Grands Lacs américains : si grands, mais si fragiles
Pour les Anichinabés, la chasse n’a jamais été un sport, et ils n’ôtent jamais la vie à la légère.C’est pourquoi Tom Morrisseau Borg a ressenti un mélange de gratitude, d’admiration et d’humilité lorsque le grand orignal mâle s’est approché de lui: l’animal s’offrait, don de vie et de viande provenant de la forêt que le trappeur traditionnel anichinabé partagerait avec sa famille et ses amis. Borg a grandi près du lac Nipigon, dans l’ouest de l’Ontario, dans une maison sans électricité ni eau courante. Les Anichinabés pêchent, chassent et posent des pièges dans la région depuis des siècles. Après avoir abattu l’orignal, Borg l’a saupoudré de tabac et a murmuré des prières de remerciement, comme son grand-père le lui avait appris.
Borg a découpé la carcasse pour la rapporter chez lui. Mais, quand il a voulu extraire le foie, qui aurait dû être ferme et consistant, celui-ci s’est liquéfié en un magma sanguinolent et visqueux qui glissait entre les doigts. Depuis, Borg a découvert des foies pareillement malades dans plusieurs animaux. « J’en trouve chez des lapins, des castors, des gélinottes huppées [lointaines cousines des perdrix]. Mon morceau préféré dans le lapin était la cage thoracique, avec le cœur et le foie. Mais nous n’en mangeons plus.»

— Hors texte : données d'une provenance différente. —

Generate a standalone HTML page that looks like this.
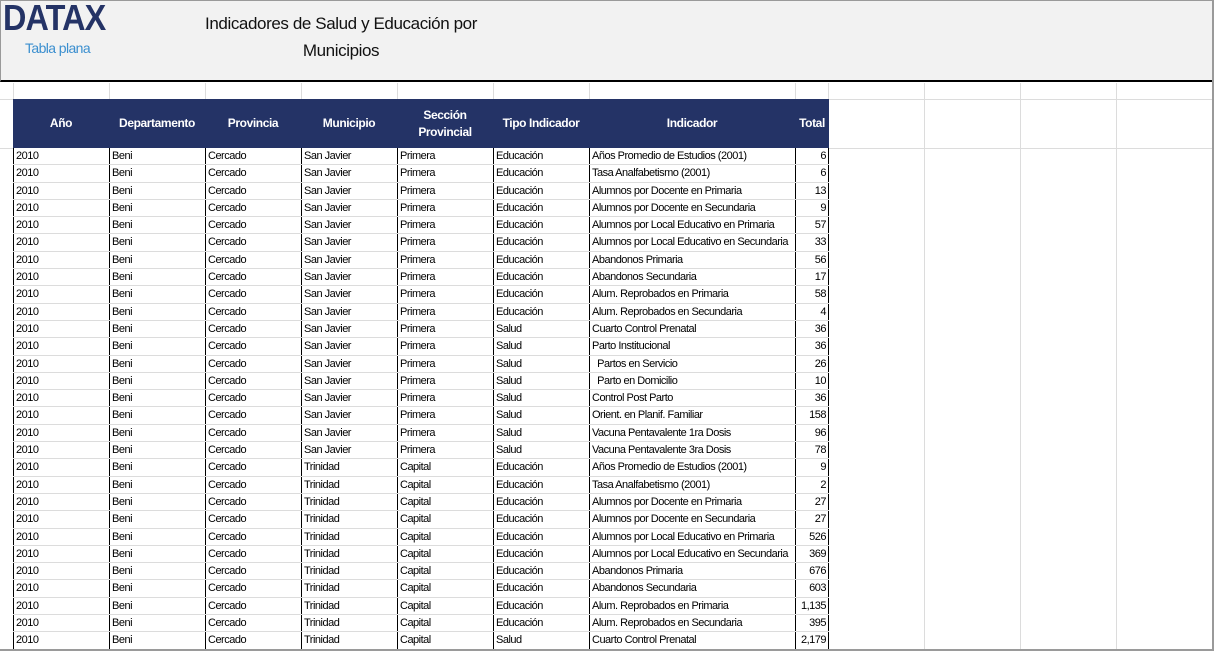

Borg pense que la pulvérisation d’herbicides par les entreprises forestières est nuisible aux animaux vivant dans le bassin versant du lac Nipigon : « Les jeunes pousses sont la nourriture préférée des orignaux. Ils se développent grâce à elles. » Du moins, c’est ce qu’ils faisaient avant que le lac ne soit empoisonné. « C’est comme ça que ça se passe. Les herbicides s’écoulent dans les cours d’eau, jusqu’aux huttes des castors. C’est pourquoi leurs entrailles sont si amochées. »
« Ça me fait mal de voir tous ces dégâts, ces perturbations. Tous les changements que j’ai observés dans la nature au cours des quinze dernières années... Je ne pensais pas que des changements pouvaient arriver si vite », conclut Borg, par une fraîche soirée d’été, chez lui, à Nipigon.
Cheveux grisonnants, Tom Morriseau Borg est svelte et en pleine forme, résultat d’une vie de travail acharné, passée à entretenir les conduites de gaz tout en posant des pièges. Au loin, on perçoit de temps à autre le grondement d’un poids lourd sur la route transcanadienne.
Borg a bâti sa maison avec sa femme et ses deux fils au milieu de grands conifères, il y a trente-trois ans. Elle domine la rivière Nipigon, un émissaire du lac du même nom, qui couvre environ 4 850 km². Mais, sur une carte, on dirait une mare à côté de l’étendue où il se déverse: le lac Supérieur, le plus vaste des cinq Grands Lacs, nommé Anishinaabewi-gichigami (« Grand Lac des Anichinabés ») par le peuple de Borg.